What is the timeline of the fund flow from Group ADP and how exactly is the money going to be used?
The money of the FCCB, 2900 crores has already come in and it came in before 31st of March. And about 100 crores of the 550 crore earn out, that is also coming. So the total inflow of cash from Group ADP of 3000 crores has already come in. And in effect, actually, we are not only net debt zero but at the corporate level, there are surpluses which are there. So that action plan has already happened.

Any further monetization plans at perhaps the asset level of the whole co-company?

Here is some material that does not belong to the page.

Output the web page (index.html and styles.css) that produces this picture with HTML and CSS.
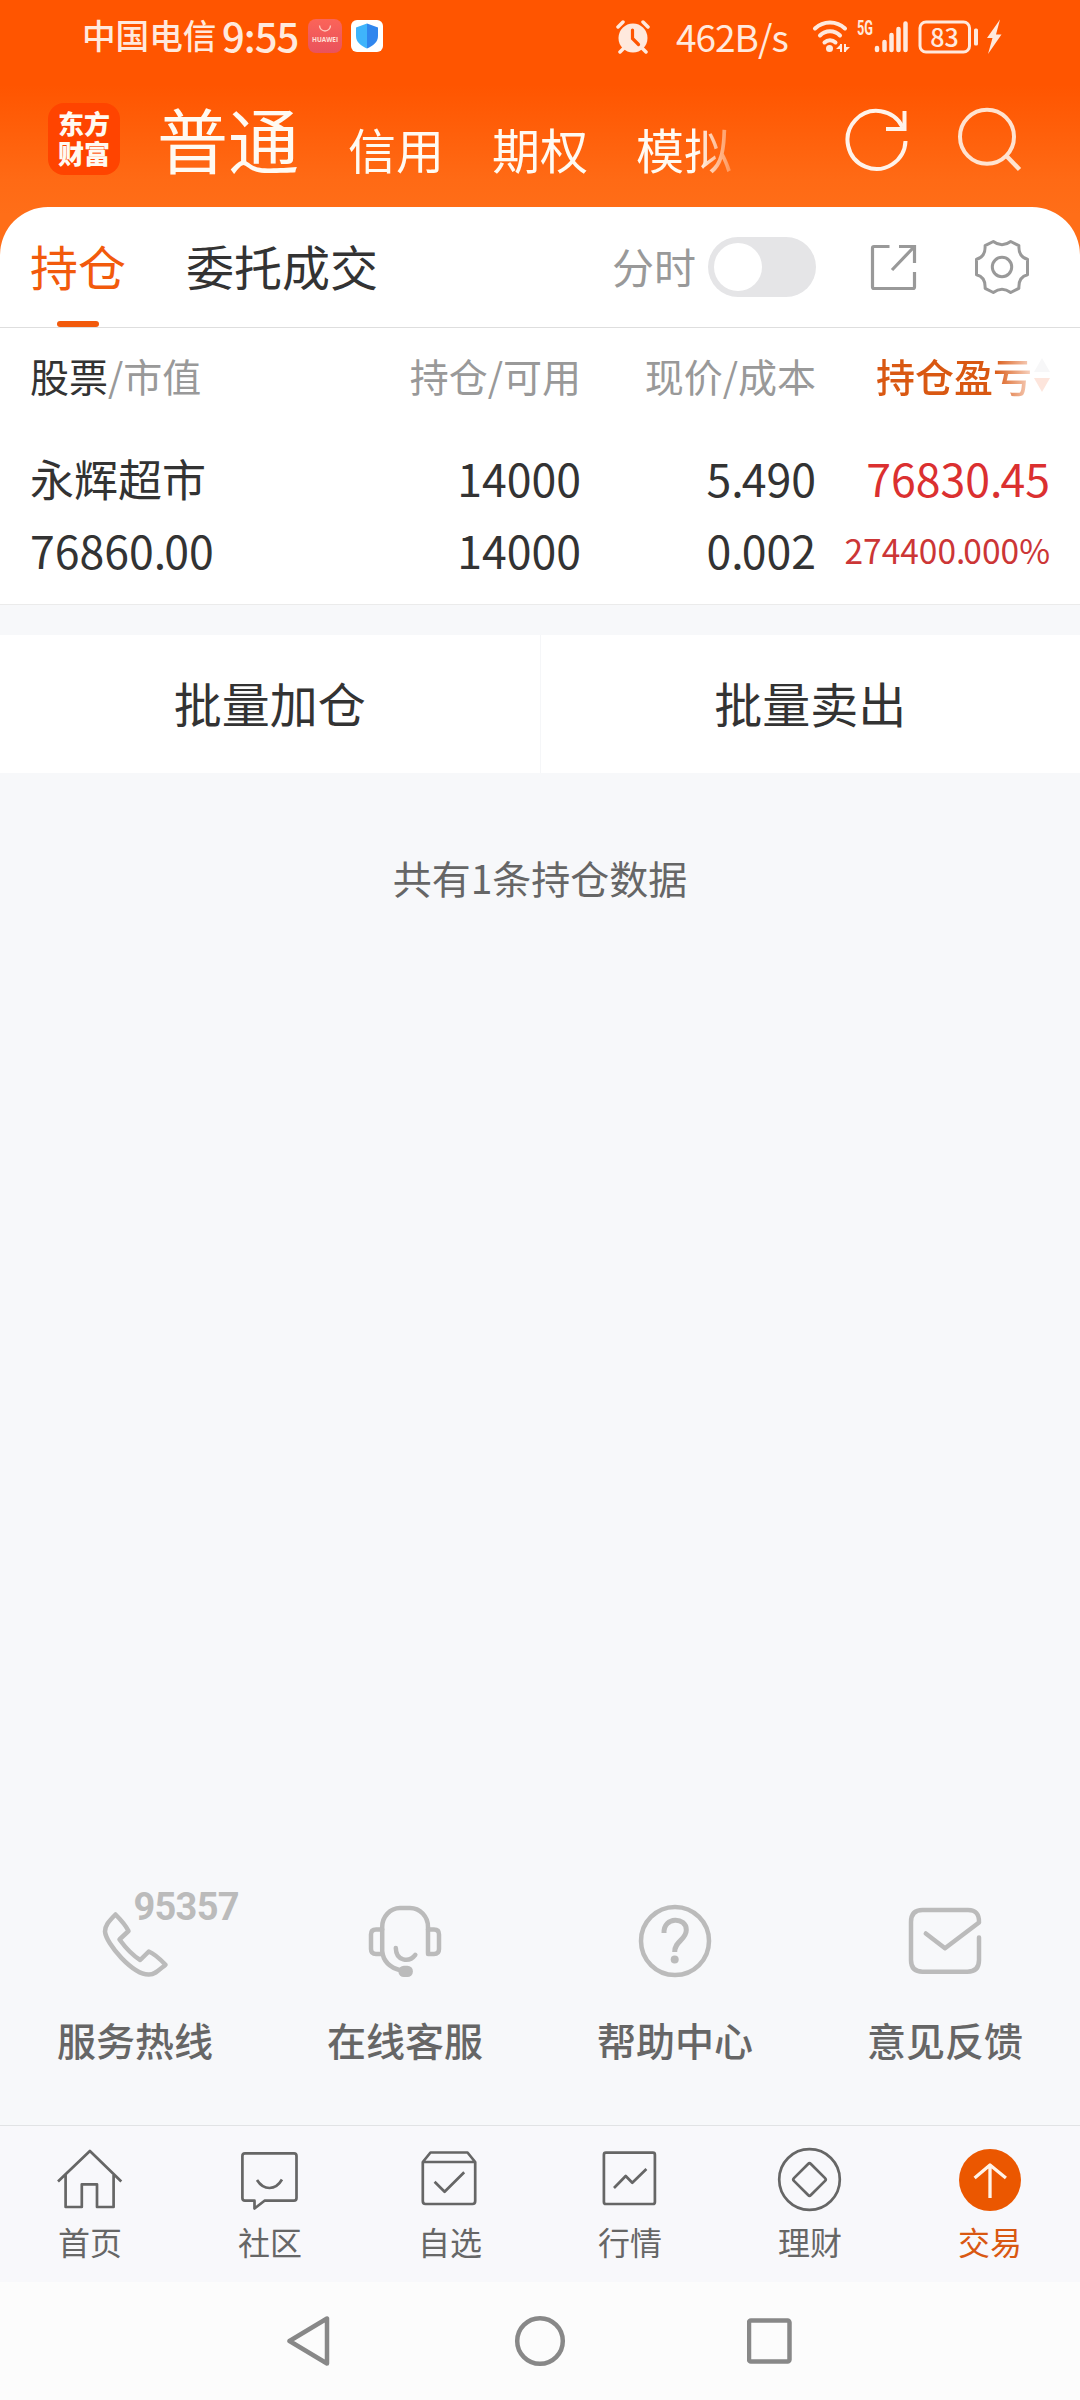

No, we are not looking for any monetization. We are only looking at improving our profitability and cash flows. At the airport level itself, at the asset level itself, we had already stated some time back that we could look at partnership at the asset level with some of the financial majors. And with respect to that, if you look at in Goa, we had signed an agreement with the Indian Sovereign Fund, NIF.

So we are open to at the asset level, we are not looking at monetizing any shareholding, either at the operating asset level, or at the hold company level, not at this stage.